Au sommet de la compétition idéologique entre la gauche et la droite dans la région, le gouvernement de Stephen Harper a déployé d’importants efforts pour renforcer les gouvernements de droite. Ottawa a augmenté son aide en Amérique latine principalement pour freiner le rejet du capitalisme néolibéral et, en 2010, le ministre du Commerce Peter Van Loan a admis que l’objectif « secondaire » de l’accord de libre-échange avec la Colombie était de soutenir le gouvernement de droite du pays contre son voisin vénézuélien. Le Globe & Mail expliquait : « Le désir du gouvernement canadien de soutenir les nouvelles démocraties fondées sur le libre marché en Amérique latine, qui relève d’une compétition idéologique avec les nationalistes autoritaires de gauche comme Hugo Chavez, s’exprime rarement avec force, même s’il est au cœur d’une initiative d’Ottawa. » Un conservateur anonyme a dit au journal : « Pour des pays comme le Pérou et la Colombie, qui essaient d’aider la région, je pense que tout le monde essaie de les garder du côté du libre-marché, plutôt que de les laisser glisser vers le côté bolivarien. »

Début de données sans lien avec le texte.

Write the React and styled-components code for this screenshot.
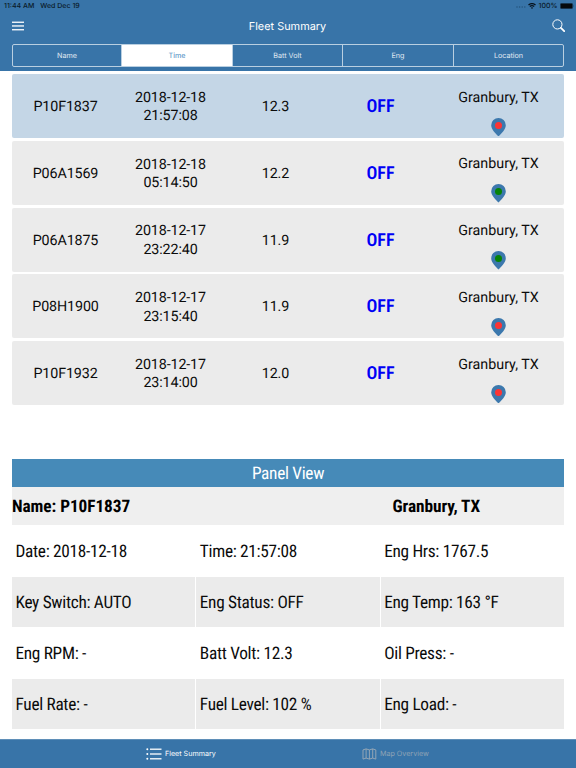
import React from "react";
import styled, { createGlobalStyle } from "styled-components";

const BLUE = "#3874a8";

const GlobalStyle = createGlobalStyle`
  *, *::before, *::after { box-sizing: border-box; }
  body {
    margin: 0;
    background: #fff;
    font-family: Roboto, "Liberation Sans", sans-serif;
    color: #0b0b0b;
    text-rendering: geometricPrecision;
  }
`;

const Screen = styled.div`
  width: 576px;
  height: 768px;
  display: flex;
  flex-direction: column;
  overflow: hidden;
  background: #fff;
`;

const Header = styled.header`
  height: 71px;
  flex: none;
  background: ${BLUE};
`;

const StatusBar = styled.div`
  height: 12px;
  display: flex;
  align-items: center;
  padding: 0 1px 0 4px;
  font: 500 7px/12px Inter, sans-serif;
  color: #0a1a28;
`;

const StatusDate = styled.span`
  margin-left: 6px;
  margin-right: auto;
`;

const NavBar = styled.div`
  height: 32px;
  display: grid;
  grid-template-columns: 60px 1fr 60px;
  align-items: center;
  padding: 0 11px 5px 12px;
  color: #fff;
  svg { display: block; }
`;

const Title = styled.h1`
  margin: 0 2px 0 0;
  text-align: center;
  font: 400 10.9px/16px Inter, sans-serif;
`;

const SearchSlot = styled.div`
  display: flex;
  justify-content: flex-end;
`;

const Segments = styled.div`
  height: 23px;
  margin: 0 12px;
  display: grid;
  grid-template-columns: 108px 111px 110px 111px 1fr;
  border: 1px solid #b9cfe1;
  border-radius: 2px;
  overflow: hidden;
`;

const Segment = styled.div`
  display: flex;
  align-items: center;
  justify-content: center;
  border-left: ${(p) => (p.$first ? "0" : "1px solid #b9cfe1")};
  background: ${(p) => (p.$active ? "#fff" : "transparent")};
  color: ${(p) => (p.$active ? "#4a8abf" : "#e0eaf3")};
  font: 400 7.2px/10px Inter, sans-serif;
`;

const FleetList = styled.main`
  height: 388px;
  flex: none;
  padding: 3px 12px 0;
  display: flex;
  flex-direction: column;
  gap: 2.75px;
`;

const FleetRow = styled.div`
  height: 64px;
  flex: none;
  padding: 0 0 0 1px;
  display: grid;
  grid-template-columns: repeat(4, 105px) 1fr;
  align-items: center;
  text-align: center;
  border-radius: 2px;
  background: ${(p) => (p.$selected ? "#c4d6e6" : "#ebebeb")};
  font-size: 14.3px;
  line-height: 18.4px;
`;

const Cell = styled.span`
  padding-top: 2.6px;
  letter-spacing: -0.13px;
`;

const Status = styled(Cell)`
  color: #0000f5;
  font-weight: 600;
  font-size: 18px;
  font-stretch: 80%;
  letter-spacing: 0;
`;

const Place = styled.div`
  height: 64px;
  padding-top: 14.6px;
  display: flex;
  flex-direction: column;
  align-items: center;
  justify-content: space-between;
  padding-bottom: 2px;
  svg { display: block; }
`;

const Panel = styled.section`
  height: 280px;
  flex: none;
  margin: 0 12px;
  font-stretch: 75%;
  font-size: 17.3px;
  letter-spacing: -0.3px;
  color: #0b0b0b;
`;

const PanelTitle = styled.h2`
  margin: 0;
  height: 28px;
  text-align: center;
  background: #468ab8;
  color: #fff;
  font-weight: 400;
  font-size: 17.3px;
  line-height: 30px;
`;

const PanelHead = styled.div`
  height: 38px;
  display: grid;
  grid-template-columns: 380.5px 1fr;
  background: #efefef;
  color: #000;
  font-weight: 700;
  letter-spacing: -0.06px;
  line-height: 41px;
`;

const Readings = styled.div`
  display: grid;
  grid-template-columns: repeat(3, 1fr);
  grid-auto-rows: 51.1px;
  column-gap: 1px;
`;

const Reading = styled.div`
  height: 50.1px;
  margin-top: 0.8px;
  padding-left: 3.5px;
  line-height: 53px;
  white-space: nowrap;
  background: ${(p) => (p.$shaded ? "#ebebeb" : "#fff")};
`;

const TabBar = styled.nav`
  flex: 1;
  display: grid;
  grid-template-columns: 146px 216px 1fr;
  background: ${BLUE};
  border-top: 1px solid #5f8fb8;
`;

const Tab = styled.div`
  grid-column: ${(p) => p.$column};
  display: flex;
  align-items: center;
  gap: 3px;
  color: ${(p) => (p.$active ? "#fff" : "#8fa3b5")};
  font: 400 7.15px/10px Inter, sans-serif;
`;

const WifiIcon = () => (
  <svg width="8" height="6" viewBox="0 0 8 6" fill="none" stroke="#07131d" strokeWidth="1.3">
    <path d="M.5 2.1Q4-.9 7.5 2.1M1.8 3.6Q4 1.8 6.2 3.6" />
    <path d="M4 6 2.9 4.7Q4 3.8 5.1 4.7Z" fill="#07131d" stroke="none" />
  </svg>
);

const BatteryIcon = () => (
  <svg width="15" height="6" viewBox="0 0 15 6">
    <rect x=".3" y=".3" width="12.4" height="5.4" rx="1.3" fill="#05090d" stroke="#244e73" strokeWidth=".5" />
    <path d="M13.3 2Q14.3 3 13.3 4Z" fill="#193b59" />
  </svg>
);

const SignalDots = () => (
  <svg width="10" height="4" viewBox="0 0 10 4" fill="#24547c">
    {[1, 3.6, 6.2, 8.8].map((x) => <circle key={x} cx={x} cy="3" r=".75" />)}
  </svg>
);

const MenuIcon = () => (
  <svg width="12" height="10" viewBox="0 0 12 10" fill="#fff">
    <rect y="0.6" width="12" height="1.3" />
    <rect y="4.3" width="12" height="1.3" />
    <rect y="8.1" width="12" height="1.3" />
  </svg>
);

const SearchIcon = () => (
  <svg width="13" height="13" viewBox="0 0 13 13" fill="none" stroke="#fff">
    <circle cx="5.4" cy="5.4" r="4.6" strokeWidth="1" />
    <path d="m8.9 8.9 3.3 3.3" strokeWidth="1.8" strokeLinecap="round" />
  </svg>
);

const PinIcon = ({ color }) => (
  <svg width="15" height="18.5" viewBox="0 0 15 18.5">
    <path d="M7.5 0A7.3 7.3 0 0 0 .2 7.2C.2 11.7 5 15.6 7.5 18.5 10 15.6 14.8 11.7 14.8 7.2A7.3 7.3 0 0 0 7.5 0Z" fill="#3c78ad" />
    <circle cx="7.5" cy="7.5" r="3.5" fill={color} />
  </svg>
);

const ListIcon = () => (
  <svg width="16" height="12" viewBox="0 0 16 12" fill="#fff">
    {[1.2, 6, 10.8].map((y) => (
      <g key={y}>
        <circle cx="1.3" cy={y} r="1" />
        <rect x="4" y={y - 0.65} width="11.5" height="1.3" />
      </g>
    ))}
  </svg>
);

const MapIcon = () => (
  <svg width="15" height="12" viewBox="0 0 15 12" fill="none" stroke="#9caab7" strokeWidth=".9">
    <path d="M1 1.9 4.1.9 7.4 1.9 10.7.9 13.8 1.9V11.1L10.7 10.1 7.4 11.1 4.1 10.1 1 11.1ZM4.1.9V10.1M7.4 1.9V11.1M10.7.9V10.1" />
  </svg>
);

const RED = "#fc3434";
const GREEN = "#078307";

const vehicles = [
  { name: "P10F1837", date: "2018-12-18", time: "21:57:08", volt: "12.3", pin: RED },
  { name: "P06A1569", date: "2018-12-18", time: "05:14:50", volt: "12.2", pin: GREEN },
  { name: "P06A1875", date: "2018-12-17", time: "23:22:40", volt: "11.9", pin: GREEN },
  { name: "P08H1900", date: "2018-12-17", time: "23:15:40", volt: "11.9", pin: RED },
  { name: "P10F1932", date: "2018-12-17", time: "23:14:00", volt: "12.0", pin: RED },
];

const readings = [
  "Date: 2018-12-18", "Time: 21:57:08", "Eng Hrs: 1767.5",
  "Key Switch: AUTO", "Eng Status: OFF", "Eng Temp: 163 °F",
  "Eng RPM: -", "Batt Volt: 12.3", "Oil Press: -",
  "Fuel Rate: -", "Fuel Level: 102 %", "Eng Load: -",
];

const StatusIcons = styled.div`
  display: flex;
  align-items: center;
  gap: 2.5px;
`;

export default function App() {
  return (
    <Screen>
      <GlobalStyle />
      <Header>
        <StatusBar>
          <span>11:44 AM</span>
          <StatusDate>Wed Dec 19</StatusDate>
          <StatusIcons>
            <SignalDots />
            <WifiIcon />
            <span>100%</span>
            <BatteryIcon />
          </StatusIcons>
        </StatusBar>
        <NavBar>
          <MenuIcon />
          <Title>Fleet Summary</Title>
          <SearchSlot><SearchIcon /></SearchSlot>
        </NavBar>
        <Segments>
          {["Name", "Time", "Batt Volt", "Eng", "Location"].map((label, i) => (
            <Segment key={label} $first={i === 0} $active={i === 1}>{label}</Segment>
          ))}
        </Segments>
      </Header>
      <FleetList>
        {vehicles.map((v, i) => (
          <FleetRow key={v.name} $selected={i === 0}>
            <Cell>{v.name}</Cell>
            <Cell>{v.date}<br />{v.time}</Cell>
            <Cell>{v.volt}</Cell>
            <Status>OFF</Status>
            <Place>
              <span>Granbury, TX</span>
              <PinIcon color={v.pin} />
            </Place>
          </FleetRow>
        ))}
      </FleetList>
      <Panel>
        <PanelTitle>Panel View</PanelTitle>
        <PanelHead>
          <span>Name: P10F1837</span>
          <span>Granbury, TX</span>
        </PanelHead>
        <Readings>
          {readings.map((text, i) => (
            <Reading key={text} $shaded={Math.floor(i / 3) % 2 === 1}>{text}</Reading>
          ))}
        </Readings>
      </Panel>
      <TabBar>
        <Tab $column={2} $active><ListIcon />Fleet Summary</Tab>
        <Tab $column={3}><MapIcon />Map Overview</Tab>
      </TabBar>
    </Screen>
  );
}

Ottawa veut écraser les développements indépendants et socialistes au Venezuela. De manière plus générale, la croissance des secteurs miniers, bancaires et autres en Amérique latine ont poussé Ottawa a adopté une position plus agressive dans la région. Donc, même s’il est vrai que le Canada agit souvent comme la marionnette des États-Unis, les capitalistes du Grand Nord sont aussi des acteurs indépendants cherchant à remplir leurs propres poches et à déjouer la volonté des Vénézuéliens.